Interview magazine, nicknamed “The Crystal Ball of Pop”, is still in production today. While the magazine briefly folded in May, 2018, it relaunched in September, 2018 with its 521st issue. The latest issue can be found on the Interview Magazine website.
This receipt from an antique store reveals another of Andy Warhol’s enterprises: collecting. It is not difficult to understand how an apothecary chest, a spittoon, and a tin tissue dispenser fit within Warhol’s collection, given that Warhol reportedly shopped every day.
Warhol’s daily purchases included all manner of objects – everything from Fiestaware to Art Deco silver, from kitsch cookie jars to American Empire furniture.
Warhol shopped at flea markets, antique stores, and auction houses. Although he was very skilled at finding bargains and items that would become very valuable, he never did cash in his collection.

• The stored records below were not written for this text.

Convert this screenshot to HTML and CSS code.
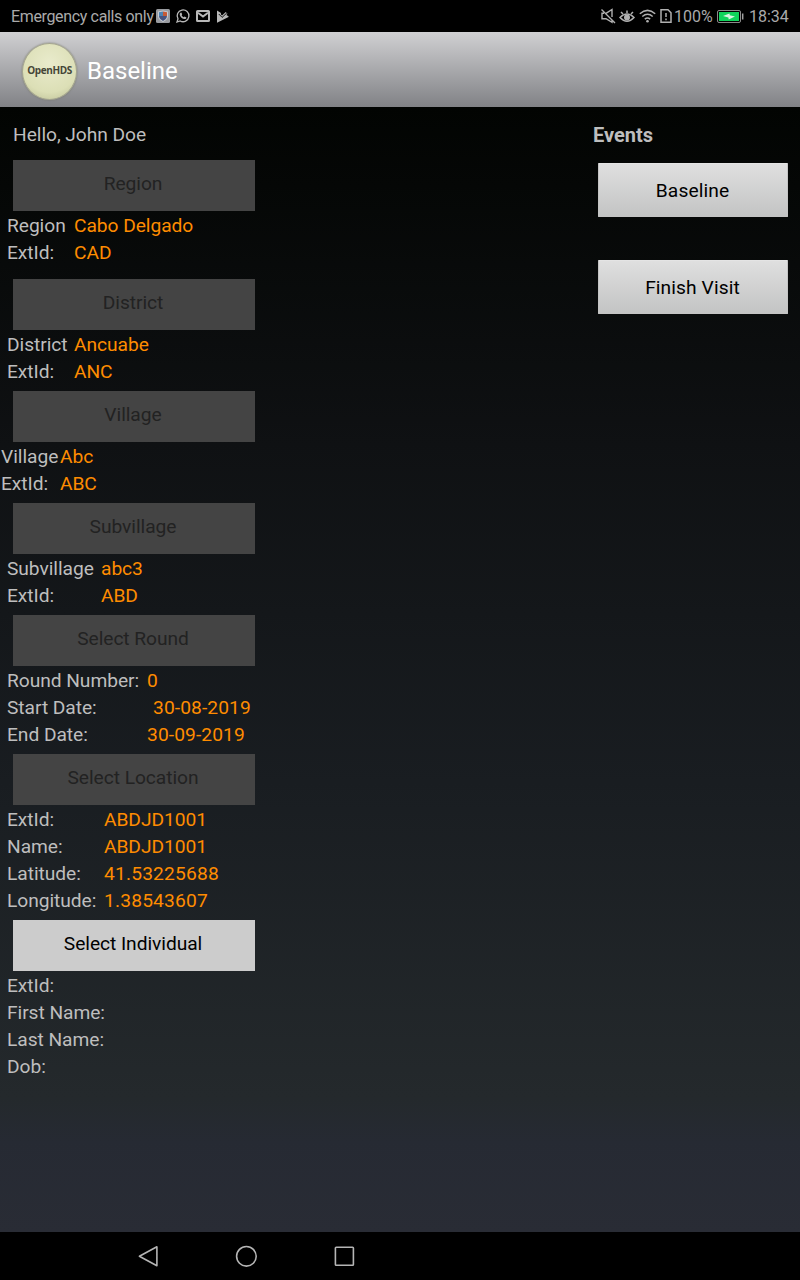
FILE: index.html
```
<!DOCTYPE html>
<html lang="en">
<head>
<meta charset="utf-8">
<title>Baseline</title>
<link rel="stylesheet" href="styles.css">
</head>
<body>
<div class="screen">
  <header class="status">
    <span class="carrier">Emergency calls only</span>
    <div class="notices">
      <svg width="14" height="14" viewBox="0 0 14 14"><rect width="14" height="14" rx="1.5" fill="#999ba0"/><path d="M2 2.5 7 1.5 12 2.5V7c0 3-3 5-5 6-2-1-5-3-5-6z" fill="#c5cad2"/><path d="M3 3.3 7 2.5V7H3z" fill="#4b82b2"/><path d="M7 2.5 11 3.3V7H7z" fill="#c65a36"/><path d="M3 7h8c0 2.300-2 4-4 5-2-1-4-2.700-4-5z" fill="#46547f"/></svg>
      <svg width="14" height="14" viewBox="0 0 14 14"><path d="M1 13 2 9.900A5.900 5.900 0 1 1 4.200 12z" fill="none" stroke="#b8b8b8" stroke-width="1.300"/><path d="M4.500 3.700 5.400 3.600 6.200 5.400 5.600 6.200Q6.300 7.600 7.800 8.300L8.500 7.500 10.400 8.400C10.300 9.800 9.200 10.300 8 10 5.800 9.500 4.200 7.700 3.800 6 3.600 5 3.900 4.100 4.500 3.700z" fill="#b8b8b8"/></svg>
      <svg width="14" height="12" viewBox="0 0 14 12" fill="none" stroke="#b8b8b8"><rect x="1" y=".9" width="12" height="10.200" rx=".6" stroke-width="2"/><path d="M2 2.700 7 6.500 12 2.700" stroke-width="2"/></svg>
      <svg width="13" height="13" viewBox="0 0 13 13"><path d="M1 .5 5 3 4.800 4.200 6 5.500 9.700 1.900 11.500 3.700 10.300 5 12.500 6.300V7L1 12.800z" fill="#b8b8b8"/><path d="M2.800 4 6.100 7.400 10.800 3" fill="none" stroke="#000" stroke-width=".9"/></svg>
    </div>
    <div class="system">
      <svg width="16" height="16" viewBox="0 0 16 16" fill="none" stroke="#b0b0b0" stroke-width="1.400"><path d="M6 5.300 12 1.500V9M12 12v2.300L6 10.700H2V5.300h2M1.500 1.500 15 15"/></svg>
      <svg class="eye" width="16" height="16" viewBox="0 0 16 16" fill="none" stroke="#b0b0b0" stroke-width="1.500"><path d="M1 9.500Q8 2.500 15 9.500 8 17 1 9.500zM8 5V2.500M4 6 2 4M12 6l2-2"/><circle cx="8" cy="9.500" r="3" fill="#b0b0b0" stroke="none"/></svg>
      <svg class="wifi" width="17" height="14" viewBox="0 0 17 14" fill="none" stroke="#b0b0b0" stroke-width="1.500"><path d="M.8 4.700Q8.500-2 16.200 4.700M3.300 7.500Q8.500 3 13.700 7.500M5.800 10.200Q8.500 8 11.200 10.200"/><circle cx="8.500" cy="12.300" r="1.300" fill="#b0b0b0" stroke="none"/></svg>
      <svg class="sim" width="12" height="14" viewBox="0 0 12 14"><path d="M1 .800H8L11 3.800V13.200H1zM6 4v4M6 9.500v1.700" fill="none" stroke="#b0b0b0" stroke-width="1.500"/></svg>
      <span class="percent">100%</span>
      <svg class="battery" width="27" height="13" viewBox="0 0 27 13"><rect x=".5" y=".5" width="23" height="12" rx="1.500" fill="none" stroke="#8b8b8b"/><rect x="2" y="2" width="20" height="9" fill="#10d45b"/><path d="M6 6 12.500 3.500 12.800 5.300 18 6.500 11.700 9.500 11.400 7.500z" fill="#d8f5e2"/><path d="M25.700 3.500v6" stroke="#a0a0a0" stroke-width="1.500"/></svg>
      <span class="clock">18:34</span>
    </div>
  </header>
  <div class="appbar">
    <div class="logo">OpenHDS</div>
    <h1 class="title">Baseline</h1>
  </div>
  <main class="content">
    <section class="filters">
      <p class="hello">Hello, John Doe</p>
      <div class="group region">
        <button class="pick" disabled>Region</button>
        <dl class="facts"><dt>Region</dt><dd>Cabo Delgado</dd><dt>ExtId:</dt><dd>CAD</dd></dl>
      </div>
      <div class="group district">
        <button class="pick" disabled>District</button>
        <dl class="facts"><dt>District</dt><dd>Ancuabe</dd><dt>ExtId:</dt><dd>ANC</dd></dl>
      </div>
      <div class="group village">
        <button class="pick" disabled>Village</button>
        <dl class="facts"><dt>Village</dt><dd>Abc</dd><dt>ExtId:</dt><dd>ABC</dd></dl>
      </div>
      <div class="group subvillage">
        <button class="pick" disabled>Subvillage</button>
        <dl class="facts"><dt>Subvillage</dt><dd>abc3</dd><dt>ExtId:</dt><dd>ABD</dd></dl>
      </div>
      <div class="group round">
        <button class="pick" disabled>Select Round</button>
        <dl class="facts"><dt>Round Number:</dt><dd>0</dd><dt>Start Date:</dt><dd class="indented">30-08-2019</dd><dt>End Date:</dt><dd>30-09-2019</dd></dl>
      </div>
      <div class="group location">
        <button class="pick" disabled>Select Location</button>
        <dl class="facts"><dt>ExtId:</dt><dd>ABDJD1001</dd><dt>Name:</dt><dd>ABDJD1001</dd><dt>Latitude:</dt><dd class="coord">41.53225688</dd><dt>Longitude:</dt><dd class="coord">1.38543607</dd></dl>
      </div>
      <div class="group individual">
        <button class="pick">Select Individual</button>
        <dl class="facts"><dt>ExtId:</dt><dd></dd><dt>First Name:</dt><dd></dd><dt>Last Name:</dt><dd></dd><dt>Dob:</dt><dd></dd></dl>
      </div>
    </section>
    <aside class="events">
      <h2 class="heading">Events</h2>
      <button class="event">Baseline</button>
      <button class="event">Finish Visit</button>
    </aside>
  </main>
  <nav class="navbar">
    <svg width="22" height="22" viewBox="-.4 -.3 22 22"><path d="M19.500 1.500V20.500L2 11z"/></svg>
    <svg width="22" height="22" viewBox="-.4 -.3 22 22"><circle cx="11" cy="11" r="9.800"/></svg>
    <svg width="22" height="22" viewBox="-.4 -.3 22 22"><rect x="2" y="2" width="18" height="18" rx=".8"/></svg>
  </nav>
</div>
</body>
</html>
```
FILE: styles.css
```
* { box-sizing: border-box; }
body { margin: 0; background: #000; font-family: Roboto, sans-serif; }
h1, h2, p, dl, dd { margin: 0; }
button { border: 0; font-family: inherit; }
svg { display: block; flex: none; overflow: visible; }

.screen {
  display: flex;
  flex-direction: column;
  width: 800px;
  height: 1280px;
  overflow: hidden;
  font-size: 19.2px;
  letter-spacing: -0.05px;
  color: #bebebe;
}

.status {
  display: flex;
  align-items: center;
  flex: none;
  height: 32px;
  padding: 0 11px;
  background: #000;
  color: #aaa;
  font-size: 16px;
  letter-spacing: 0;
  white-space: nowrap;
}
.carrier { width: 145px; padding-top: 1px; letter-spacing: -0.35px; }
.notices { display: flex; align-items: center; gap: 6px; }
.system { display: flex; align-items: center; margin-left: auto; }
.eye { margin-left: 3px; }
.wifi { margin-left: 4px; }
.sim { margin-left: 4px; }
.percent { width: 43px; margin-left: 2px; padding-top: 1px; }
.clock { width: 40px; margin-left: 5px; padding-top: 1px; }

.appbar {
  display: flex;
  align-items: center;
  flex: none;
  height: 75px;
  padding: 3px 22px 0;
  gap: 10px;
  background: linear-gradient(#d0d0d2, #818286);
}
.logo {
  width: 55px;
  height: 57px;
  border: 1px solid #a5a68f;
  border-radius: 50%;
  background: radial-gradient(circle at 50% 35%, #e9ebcc, #dcdfb6 65%, #b9bc92);
  box-shadow: 0 0 2px #75766b;
  color: #454638;
  font: bold 10px/52px "Open Sans", sans-serif;
  letter-spacing: -0.4px;
  text-align: center;
}
.title { margin-top: -1px; color: #fff; font-size: 24px; font-weight: 400; letter-spacing: 0; }

.content {
  display: flex;
  justify-content: space-between;
  flex: 1;
  min-height: 0;
  padding-top: 14px;
  background: linear-gradient(#020402, #0f1113 30%, #191d21 60%, #24292c 88%, #262a33 92%, #292c35);
}
.hello { height: 39px; padding-left: 13px; line-height: 28px; }
.group { padding: 0 0 7px 7px; }
.region { padding-bottom: 14px; }
.pick {
  display: block;
  width: 242px;
  height: 51px;
  margin-left: 6px;
  padding: 0 2px 4px 0;
  background: #ccc;
  color: #000;
  font-size: 19.2px;
  letter-spacing: -0.05px;
}
.pick:disabled { background: #444; color: #222; }
.facts {
  display: grid;
  grid-template-columns: 67px auto;
  grid-auto-rows: 27px;
  padding-top: 1px;
  margin-bottom: -1px;
  line-height: 27px;
  white-space: nowrap;
}
.facts dd { color: #ff8c00; }
.village { padding-left: 1px; }
.village .pick { margin-left: 12px; }
.village .facts { grid-template-columns: 59px auto; }
.subvillage .facts { grid-template-columns: 94px auto; }
.round .facts { grid-template-columns: 140px auto; }
.location .facts { grid-template-columns: 97px auto; }
.individual .facts { grid-template-columns: 105px auto; }
.facts .indented { padding-left: 6px; }
.round .facts dd { letter-spacing: 0.1px; }
.facts .coord { letter-spacing: 0.18px; }

.events { display: flex; flex-direction: column; width: 207px; }
.heading { height: 42px; font-size: 20px; line-height: 28px; letter-spacing: 0; }
.event {
  width: 190px;
  height: 54px;
  margin: 0 0 43px 5px;
  padding: 1px 1px 0 0;
  border: 1px solid #c4c4c4;
  border-top-color: #e4e4e4;
  border-radius: 1px;
  background: linear-gradient(#dfdfdf, #c3c4c4);
  color: #000;
  font-size: 19.2px;
  letter-spacing: 0.1px;
}

.navbar {
  display: flex;
  align-items: center;
  flex: none;
  gap: 76px;
  height: 48px;
  padding-left: 137px;
  background: #000;
}
.navbar svg { fill: none; stroke: #b5b5b5; stroke-width: 1.6; stroke-linejoin: round; }
```
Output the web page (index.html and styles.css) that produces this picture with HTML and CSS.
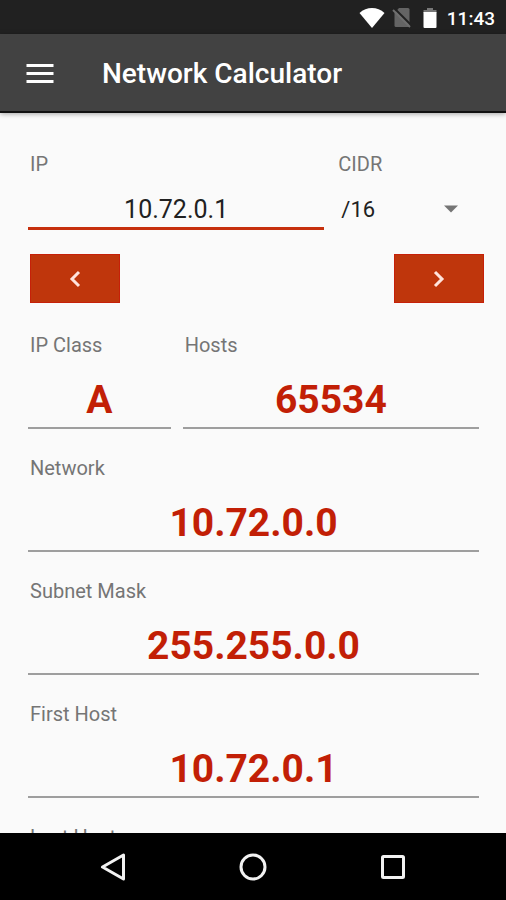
FILE: index.html
```html
<!DOCTYPE html>
<html lang="en">
<head>
<meta charset="utf-8">
<meta name="viewport" content="width=device-width, initial-scale=1">
<title>Network Calculator</title>
<link rel="stylesheet" href="styles.css">
</head>
<body>
<div class="status-bar">
  <svg class="wifi" viewBox="0 0 26 22" aria-hidden="true"><path d="M13 21 0.500 6C4 2.500 8.500 1 13 1s9 1.500 12.500 5z"/></svg>
  <svg class="sim" viewBox="0 0 20 22" aria-hidden="true"><path class="sim-card" d="M7 1h9q1.500 0 1.500 1.500V20H4q-1.500 0-1.500-1.500V6z"/><path class="sim-gap" d="M2.500 1.500l17 17"/><path class="sim-slash" d="M1 3l17 17"/></svg>
  <svg class="battery" viewBox="0 0 16 22" aria-hidden="true"><path class="battery-top" d="M5 1h6v2h3.500v3h-13V3H5z"/><path d="M1.500 5h13v15q0 1-1 1h-11q-1 0-1-1z"/></svg>
  <time>11:43</time>
</div>
<header class="app-bar">
  <button class="menu" type="button" aria-label="Menu">
    <svg viewBox="0 0 28 22" aria-hidden="true"><path d="M0.500 2.500h27M0.500 10.500h27M0.500 18.500h27"/></svg>
  </button>
  <h1>Network Calculator</h1>
</header>
<main>
  <div class="row address-row">
    <div class="field">
      <label for="ip">IP</label>
      <input class="entry" id="ip" type="text" value="10.72.0.1">
    </div>
    <div class="field">
      <label for="cidr">CIDR</label>
      <div class="select-box">
        <select id="cidr">
          <option>/8</option>
          <option selected>/16</option>
          <option>/24</option>
        </select>
        <svg viewBox="0 0 14 8" aria-hidden="true"><path d="M0 0.500h14L7 7.500z"/></svg>
      </div>
    </div>
  </div>
  <div class="stepper">
    <button type="button" aria-label="Previous network"><svg viewBox="0 0 12 18" aria-hidden="true"><path d="M10 2 3 9l7 7"/></svg></button>
    <button type="button" aria-label="Next network"><svg viewBox="0 0 12 18" aria-hidden="true"><path d="m2 2 7 7-7 7"/></svg></button>
  </div>
  <div class="results">
    <div class="row class-row">
      <div class="field">
        <label for="ip-class">IP Class</label>
        <input class="result" id="ip-class" type="text" value="A" readonly>
      </div>
      <div class="field">
        <label for="hosts">Hosts</label>
        <input class="result" id="hosts" type="text" value="65534" readonly>
      </div>
    </div>
    <div class="field">
      <label for="network">Network</label>
      <input class="result" id="network" type="text" value="10.72.0.0" readonly>
    </div>
    <div class="field">
      <label for="mask">Subnet Mask</label>
      <input class="result" id="mask" type="text" value="255.255.0.0" readonly>
    </div>
    <div class="field">
      <label for="first">First Host</label>
      <input class="result" id="first" type="text" value="10.72.0.1" readonly>
    </div>
    <div class="field">
      <label for="last">Last Host</label>
      <input class="result" id="last" type="text" readonly>
    </div>
  </div>
</main>
<nav class="nav-bar" aria-label="System">
  <button type="button" aria-label="Back"><svg viewBox="0 0 28 28" aria-hidden="true"><path d="M24.500 2v24L3.500 14z"/></svg></button>
  <button type="button" aria-label="Home"><svg viewBox="0 0 28 28" aria-hidden="true"><circle cx="14" cy="14" r="12"/></svg></button>
  <button type="button" aria-label="Recent apps"><svg viewBox="0 0 28 28" aria-hidden="true"><rect x="3.500" y="3.500" width="21" height="21" rx="1"/></svg></button>
</nav>
</body>
</html>
```
FILE: styles.css
```css
* {
  box-sizing: border-box;
}

body {
  margin: 0;
  height: 100vh;
  display: flex;
  flex-direction: column;
  overflow: hidden;
  background: #fafafa;
  color: #212121;
  font-family: Roboto, "Liberation Sans", sans-serif;
}

button,
input,
select {
  margin: 0;
  padding: 0;
  border: 0;
  border-radius: 0;
  background: none;
  color: inherit;
  font: inherit;
  outline: 0;
}

svg {
  display: block;
}

.status-bar {
  flex: none;
  height: 34px;
  padding: 2px 11px 0;
  display: flex;
  align-items: center;
  justify-content: flex-end;
  background: #212121;
  color: #fff;
  font-size: 19px;
  font-weight: 500;
}

.status-bar svg {
  height: 22px;
  fill: #fff;
}

.wifi {
  width: 26px;
  margin-right: 7px;
}

.sim {
  width: 20px;
  margin-right: 10px;
}

.status-bar .sim-card {
  fill: #646464;
}

.sim-gap {
  stroke: #212121;
  stroke-width: 2;
}

.sim-slash {
  stroke: #6e6e6e;
  stroke-width: 2;
}

.battery {
  width: 16px;
  margin-right: 9px;
}

.battery-top {
  fill: #777;
}

.app-bar {
  flex: none;
  height: 79px;
  padding: 2px 26px 0;
  display: flex;
  align-items: center;
  gap: 48px;
  background: #424242;
  border-bottom: 2px solid #111;
  box-shadow: 0 1px 5px rgba(0, 0, 0, 0.35);
  color: #fff;
  z-index: 1;
}

.menu svg {
  width: 28px;
  height: 22px;
  stroke: #fff;
  stroke-width: 3;
}

h1 {
  margin: 0;
  font-size: 28px;
  line-height: 32px;
  font-weight: 500;
}

main {
  flex: 1;
  min-height: 0;
  padding: 39px 22px 0 28px;
  overflow: hidden;
}

.row {
  display: grid;
  column-gap: 12px;
}

.address-row {
  grid-template-columns: 27fr 13fr;
  margin-right: 5px;
}

.class-row {
  grid-template-columns: 13fr 27fr;
}

.field {
  min-width: 0;
}

label {
  display: block;
  padding-left: 2px;
  color: #757575;
  font-size: 20px;
  line-height: 24px;
}

.entry,
.result {
  display: block;
  width: 100%;
  text-align: center;
}

.entry {
  height: 54px;
  padding: 17px 0 2px;
  border-bottom: 3px solid #c6300d;
  font-size: 25px;
}

.select-box {
  height: 54px;
  padding-top: 12px;
  display: grid;
  align-items: center;
}

.select-box select {
  grid-area: 1 / 1;
  width: 100%;
  height: 40px;
  padding-left: 5px;
  appearance: none;
  font-size: 22px;
}

.select-box svg {
  grid-area: 1 / 1;
  justify-self: end;
  width: 14px;
  height: 8px;
  margin-right: 21px;
  fill: #757575;
  pointer-events: none;
}

.stepper {
  display: flex;
  justify-content: space-between;
  padding: 24px 0 30px 2px;
}

.stepper button {
  width: 90px;
  height: 49px;
  display: grid;
  place-items: center;
  background: #bf360c;
  border: 1px solid #c62008;
}

.stepper svg {
  width: 12px;
  height: 18px;
  fill: none;
  stroke: #ffe3dc;
  stroke-width: 3;
}

.results {
  display: grid;
  row-gap: 27px;
  margin-right: 5px;
}

.result {
  height: 72px;
  padding: 17px 0 1px;
  border-bottom: 2px solid #9e9e9e;
  color: #c21f06;
  font-size: 39px;
  font-weight: 700;
}

.nav-bar {
  flex: none;
  height: 67px;
  display: flex;
  align-items: center;
  justify-content: center;
  gap: 112px;
  background: #000;
  z-index: 1;
}

.nav-bar svg {
  width: 28px;
  height: 28px;
  fill: none;
  stroke: #f2f2f2;
  stroke-width: 3;
  stroke-linejoin: round;
}
```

Hoarded in obscurity in his New York City townhouse, Warhol’s vast collection was seen only on a few rare occasions when he allowed portions of it to be exhibited. Upon his death the estate was auctioned by Sotheby’s for a grand total of about 25 million dollars.
Ten empty business envelopes with the return address “Andy Warhol Films, Incorporated.” were found in TC21. Andy Warhol was fascinated with filmmaking and spent a large amount of time and money working in this medium. He began creating silent minimalist films in 1963, graduating to more elaborate commercial film productions in the early 1970s.
In 1971, Warhol withdrew his 1960s films from public circulation and stored them in his studio. There are over 60 of these films in the collection of The Andy Warhol Museum. Warhol explored the process of making film, the structure of stories, the screen personality, and the tension between reality and illusion.
In his films, as in his other artwork, Warhol tested the boundary between high and low culture. Warhol borrowed freely from Hollywood, as well as from the avant-garde, to create works that question how film is viewed as art and entertainment.